In order to discover whether or not our product supports our design hypotheses, we performed extensive user testing of both the mobile interface and the software. We performed user interface testing using the interactive mock-up for our mobile app by having users go through the simulation and provide feedback. We tested the color-detection and foundation matching algorithms by having users take photos to be analyzed by our software. We evaluated the effectiveness of the code by visually comparing the color of the resulting foundation matches to the user’s skin tone.
User Interface Testing:
Hypothesis: The user interface is easy to navigate
Ask a group of potential users to run through the Invision app simulation. Record user feedback. Observe where users get tripped up to improve the design for future iterations.
After gathering feedback from 40 undergraduate college students, the following results were obtained:
- Navigating the shade library was not intuitive. Testers did not understand that they could swipe in all directions to view more shades in the library.
- Users wanted options for filtering search results when searching for foundations
- Most of the test subjects thought the information displayed was helpful (percent match, price, location, ingredients, etc)
- Users inquired about what criteria the search bar would be able to take (pantones, color values, brands, shades, etc.
Overall, users were able to understand and navigate the user interface of the app. While the prototyping tool used is limiting in terms of functionality, the user interface was generally well received, and there were very few complaints about the graphical layout of content.
Hypothesis: The beauty industry has limited available foundation shades.
- Construct a large database of popular foundations
- Have diverse group of users test the app
- Calculate top match percentages
- If the top match is below a certain percent, record the skin tone RGB value in a separate table within the database.
We tested the color detection and foundation mapping software with a test group of 40 individuals. Out of the 40, only 2 people received a top match below 80%, the nominal value that we set for representing an acceptable match. The RGB color values calculated from their average skin tones were then saved to a separate table within the database. The fact that 5% of the test subjects were unable to find a suitable match supports our hypothesis that the beauty industry does not make enough shades to cover the full spectrum of skin tones. The database, which contained over 200 popular foundations of various shades, did not represent the full spectrum of shades, but it did include the most widely available.
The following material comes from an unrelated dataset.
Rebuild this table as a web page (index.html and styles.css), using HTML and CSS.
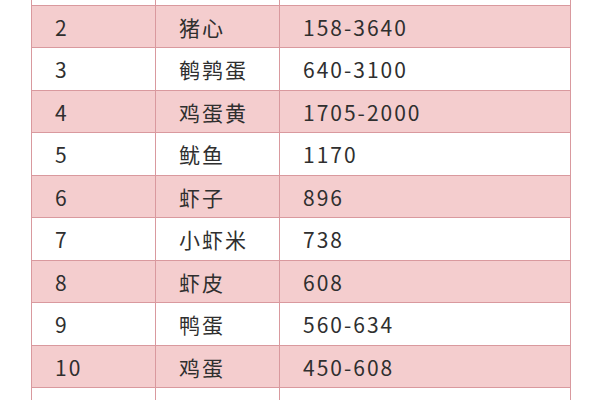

Hypothesis: People of color have difficulty finding a suitable foundation that matches their skin tone
- Talk to users who went to professionals to match foundation
- Use working code/app to generate matches
- See if the output is the same as the product/pantone that was recommended by professionals
We had 40 users test the color matching and foundation matching code. After the top matches were generated, we took the resulting pantone, and found it within the Pantone color swatch. Then, we visually compared the swatch to the user’s skin tone. When the lighting in the photo was controlled, the pantone generated by the code was actually very close to the pantone that the professional had chosen for the user.